→ **TASK DETAILS**:
Exactly retype the lines from the top of the data through the line containing "string; x1: number;", leaving out every picture.

++++++++++

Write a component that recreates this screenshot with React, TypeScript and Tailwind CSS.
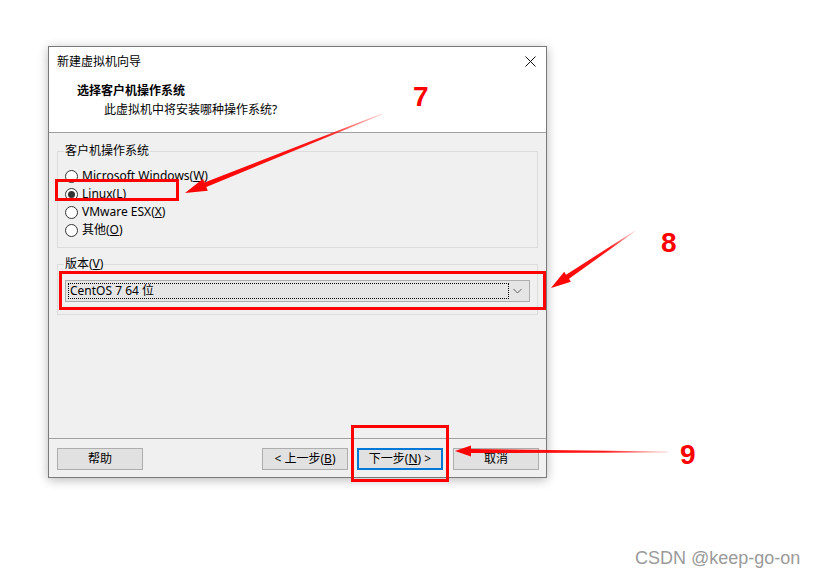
import type { ReactNode } from 'react'

const ui = "font-['Noto_Sans','Noto_Sans_CJK_SC',sans-serif] text-[12px] text-black"

function arrowPoints(x1: number, y1: number, x2: number, y2: number, len: number, head: number, shaft: number) {
  const d = Math.hypot(x2 - x1, y2 - y1)
  const ux = (x2 - x1) / d
  const uy = (y2 - y1) / d
  const nx = -uy
  const ny = ux
  const bx = x2 - ux * len
  const by = y2 - uy * len
  const p = (x: number, y: number) => `${x.toFixed(1)},${y.toFixed(1)}`
  return [
    p(x1 + nx * 0.4, y1 + ny * 0.4),
    p(bx + (nx * shaft) / 2, by + (ny * shaft) / 2),
    p(bx + (nx * head) / 2, by + (ny * head) / 2),
    p(x2, y2),
    p(bx - (nx * head) / 2, by - (ny * head) / 2),
    p(bx - (nx * shaft) / 2, by - (ny * shaft) / 2),
    p(x1 - nx * 0.4, y1 - ny * 0.4),
  ].join(' ')
}

type ArrowProps = { id: string; x1: number; y1: number; x2: number; y2: number; len: number; head: number; shaft: number }

function Arrow({ id, x1, y1, x2, y2, len, head, shaft }: ArrowProps) {
  return (
    <>
      <defs>
        <linearGradient id={id} gradientUnits="userSpaceOnUse" x1={x1} y1={y1} x2={x2} y2={y2}>
          <stop offset="0" stopColor="#ff0000" stopOpacity="0.15" />
          <stop offset="0.3" stopColor="#ff0000" stopOpacity="0.9" />
          <stop offset="1" stopColor="#ff0000" />
        </linearGradient>
      </defs>
      <polygon points={arrowPoints(x1, y1, x2, y2, len, head, shaft)} fill={`url(#${id})`} />
    </>
  )
}

function Radio({ checked = false, children }: { checked?: boolean; children: ReactNode }) {
  return (
    <div className="flex h-[18px] items-center gap-[4px]">
      <span className="flex h-[13px] w-[13px] items-center justify-center rounded-full border border-[#333] bg-white">
        {checked && <span className="h-[7px] w-[7px] rounded-full bg-[#333]" />}
      </span>
      <span className="leading-[18px]">{children}</span>
    </div>
  )
}

function Button({ children, focused = false, className = '' }: { children: ReactNode; focused?: boolean; className?: string }) {
  return (
    <div
      className={`flex h-[22px] w-[86px] items-center justify-center bg-[#e1e1e1] leading-[16px] ${
        focused ? 'border-2 border-[#0078d7]' : 'border border-[#adadad]'
      } ${className}`}
    >
      {children}
    </div>
  )
}

export default function App() {
  return (
    <div className={`relative h-[578px] w-[818px] overflow-hidden bg-white pl-[48px] pt-[46px] ${ui}`}>
      <div className="flex h-[432px] w-[499px] flex-col border border-[#7a7a7a] bg-[#f0f0f0] shadow-[0_2px_10px_rgba(0,0,0,0.28)]">
        <div className="flex h-[29px] items-center justify-between bg-white pl-[8px] pr-[10px]">
          <span className="leading-[16px]">新建虚拟机向导</span>
          <svg width="11" height="11" viewBox="0 0 11 11">
            <path d="M0.5 0.5 L10.5 10.5 M10.5 0.5 L0.5 10.5" stroke="#111" strokeWidth="1" />
          </svg>
        </div>
        <div className="h-[57px] border-b border-[#a0a0a0] bg-white pl-[28px] pt-[7px]">
          <p className="font-bold leading-[16px]">选择客户机操作系统</p>
          <p className="ml-[27px] mt-[3px] leading-[16px]">此虚拟机中将安装哪种操作系统?</p>
        </div>

        <div className="flex-1 px-[8px]">
          <fieldset className="mt-[10px] border border-[#dcdcdc] pb-[8px]">
            <legend className="ml-[6px] px-[1px] leading-[16px]">客户机操作系统</legend>
            <div className="pl-[7px] pt-[8px]">
              <Radio>
                Microsoft Windows(<u>W</u>)
              </Radio>
              <Radio checked>Linux(L)</Radio>
              <Radio>
                VMware ESX(<u>X</u>)
              </Radio>
              <Radio>
                其他(<u>O</u>)
              </Radio>
            </div>
          </fieldset>

          <fieldset className="mt-[8px] border border-[#dcdcdc] pb-[12px]">
            <legend className="ml-[6px] px-[1px] leading-[16px]">
              版本(<u>V</u>)
            </legend>
            <div className="mx-[7px] mt-[8px] flex h-[22px] items-center border border-[#adadad] bg-[#e5e5e5] pl-[2px] pr-[4px]">
              <div className="flex h-[16px] flex-1 items-center border border-dotted border-black pl-[1px] leading-[16px]">
                CentOS 7 64 位
              </div>
              <svg width="15" height="16" viewBox="0 0 15 16" className="ml-[1px]">
                <path d="M3.5 6 L7.5 10 L11.5 6" fill="none" stroke="#606060" strokeWidth="1" />
              </svg>
            </div>
          </fieldset>
        </div>

        <div className="flex h-[39px] border-t border-[#a0a0a0] pl-[8px] pt-[9px]">
          <Button>帮助</Button>
          <Button className="ml-[119px]">
            &lt; 上一步(<u>B</u>)
          </Button>
          <Button focused className="ml-[9px]">
            下一步(<u>N</u>) &gt;
          </Button>
          <Button className="ml-[10px]">取消</Button>
        </div>
      </div>

      {/* annotations */}
      <div className="absolute left-[55px] top-[179px] h-[22px] w-[124px] border-[3px] border-[#ff0000]" />
      <div className="absolute left-[59px] top-[271px] h-[39px] w-[487px] border-[3px] border-[#ff0000]" />
      <div className="absolute left-[351px] top-[425px] h-[57px] w-[98px] border-[3px] border-[#ff0000]" />

      <svg className="absolute left-0 top-0" width="818" height="578" viewBox="0 0 818 578">
        <Arrow id="a7" x1={382} y1={114} x2={185} y2={193} len={22} head={13} shaft={5} />
        <Arrow id="a8" x1={635} y1={231} x2={551} y2={288} len={20} head={12} shaft={5} />
        <Arrow id="a9" x1={668} y1={452} x2={455} y2={451} len={16} head={11} shaft={4} />
      </svg>

      <span className="absolute left-[413px] top-[82px] font-['Liberation_Sans',sans-serif] text-[28px] font-bold leading-[30px] text-[#ff0000]">
        7
      </span>
      <span className="absolute left-[661px] top-[228px] font-['Liberation_Sans',sans-serif] text-[28px] font-bold leading-[30px] text-[#ff0000]">
        8
      </span>
      <span className="absolute left-[680px] top-[440px] font-['Liberation_Sans',sans-serif] text-[28px] font-bold leading-[30px] text-[#ff0000]">
        9
      </span>
      <span className="absolute left-[635px] top-[547px] font-['Liberation_Sans',sans-serif] text-[18px] leading-[22px] text-[#9a9a9a]">
        CSDN @keep-go-on
      </span>
    </div>
  )
}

++++++++++

→ **OUTPUT FOR THIS EXERCISE**:
Write a component that recreates this screenshot with React, TypeScript and Tailwind CSS.
import type { ReactNode } from 'react'

const ui = "font-['Noto_Sans','Noto_Sans_CJK_SC',sans-serif] text-[12px] text-black"

function arrowPoints(x1: number, y1: number, x2: number, y2: number, len: number, head: number, shaft: number) {
  const d = Math.hypot(x2 - x1, y2 - y1)
  const ux = (x2 - x1) / d
  const uy = (y2 - y1) / d
  const nx = -uy
  const ny = ux
  const bx = x2 - ux * len
  const by = y2 - uy * len
  const p = (x: number, y: number) => `${x.toFixed(1)},${y.toFixed(1)}`
  return [
    p(x1 + nx * 0.4, y1 + ny * 0.4),
    p(bx + (nx * shaft) / 2, by + (ny * shaft) / 2),
    p(bx + (nx * head) / 2, by + (ny * head) / 2),
    p(x2, y2),
    p(bx - (nx * head) / 2, by - (ny * head) / 2),
    p(bx - (nx * shaft) / 2, by - (ny * shaft) / 2),
    p(x1 - nx * 0.4, y1 - ny * 0.4),
  ].join(' ')
}

type ArrowProps = { id: string; x1: number; y1: number; x2: number; y2: number; len: number; head: number; shaft: number }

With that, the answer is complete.